No time now for sitting in them
As man burns down his own house
to roast his pig.
Last night the poets of Stroud came down to a cafe in the town to celebrate Lawrence Ferlinghetti's 90th birthday, followed by a rush of the Beat-inspired, the love-lorn, the loving, the old, the youngish, the laughers, the stern-faced and the giddily serious, all stumbling down the hills and into a celebration of one of the great American poets and publishers.
No more chanting Hare Krishna
while Rome burns.
San Francisco’s burning,
Mayakovsky’s Moscow’s burning
the fossil-fuels of life.
Night & the Horse approaches
eating light, heat & power,
and the clouds have trousers.
No time now for the artist to hide
above, beyond, behind the scenes,
indifferent, paring his fingernails,
refining himself out of existence.
We read Ferlinghetti's work and Kenneth Patchen's, Ginsberg's and McClure's, Denise Levertov's, Snyder's and more; a pocketful of poetry - strewn out across the evening - from the City Lights stable (whose doors are always open and whose tsunami horses bolt joyously over the surf of poetry) and beyond.I came away itching to flood an empty page with ink, my eyes among the stars.
No time now for our little literary games,
no time now for our paranoias & hypochondrias,
no time now for fear & loathing,
time now only for light & love.
We have seen the best minds of our generation
destroyed by boredom at poetry readings.
Poetry isn’t a secret society,
It isn’t a temple either.
Secret words & chants won’t do any longer.
The hour of oming is over, the time for keening come,
time for keening & rejoicing
over the coming end of industrial civilization
which is bad for earth & Man.
It feels this way at the moment; the great metal beast of industry and capital is screeching and shuddering, breathing out heavy smokescreens to obscure its death throes. This is a good time to be a poet, clear-speaking and in charge of one's emotions, wrestling with and seducing words and letting them loose in the hope that they will, in turn, wrestle with and seduce all that they encounter.
Time now to face outward
in the full lotus position
with eyes wide open,
Time now to open your mouths
with a new open speech,
time now to communicate with all sentient beings,
All you Poets of the Cities’
hung in museums, including myself,
All you poet’s poets writing poetry about poetry,
All you dead language poets and deconstructionists,
All you poetry workshop poets
in the boondock heart of America,
All you house-broken Ezra Pounds,
All you far-out freaked-out cut-up poets,
All you pre-stressed Concrete poets,
All you cunnilingual poets,
All you pay-toilet poets groaning with graffitti,
All you A-train swingers who never swing on birches,
All you masters of the sawmill haiku
in the Siberias of America,
All you eyeless unrealists,
All you self-occulting supersurrealists,
All you bedroom visionaries and closet agitpropagators,
All you Groucho Marxist poets
and leisure-class Comrades
who lie around all day
and talk about the workingclass proletariat,
All you Catholic anarchists of poetry,
All you Black Mountaineers of poetry,
All you Boston Brahmins and Bolinas bucolics,
All you den mothers of poetry,
All you zen brothers of poetry,
All you suicide lovers of poetry,
All you hairy professors of poesie,
All you poetry reviewers drinking the blood of the poet,
All you Poetry Police—
Where are Whitman’s wild children,
where the great voices speaking out
with a sense of sweetness and sublimity,
where the great new vision,
the great world-view,
the high prophetic song of the immense earth
and all that sings in it
And our relation to it—
Poets, descend
to the street of the world once more
And open your minds & eyes
with the old visual delight,
Clear your throat and speak up,
Poetry is dead, long live poetry
with terrible eyes and buffalo strength.
Don’t wait for the Revolution
or it’ll happen without you,
Stop mumbling and speak out
with a new wide-open poetry
with a new commonsensual ‘public surface’

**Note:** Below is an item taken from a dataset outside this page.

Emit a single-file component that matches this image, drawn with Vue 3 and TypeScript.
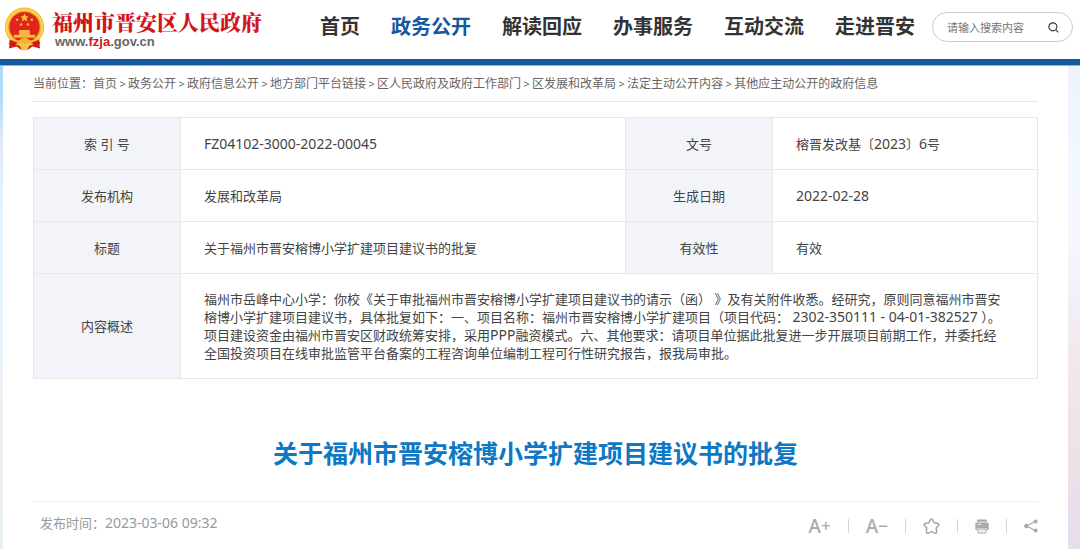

with other subjective levels
or other subversive levels,
a tuning fork in the inner ear
to strike below the surface.
Of your own sweet Self still sing
yet utter ‘the word en-masse’—
Poetry the common carrier
for the transportation of the public
to higher places
than other wheels can carry it.
Poetry still falls from the skies
into our streets still open.
They haven’t put up the barricades, yet,
the streets still alive with faces,
lovely men & women still walking there,
still lovely creatures everywhere,
in the eyes of all the secret of all
still buried there,
Whitman’s wild children still sleeping there,
Awake and sing in the open air.
I'll drink clear air to that! Happy Birthday, Lawrence Ferlinghetti!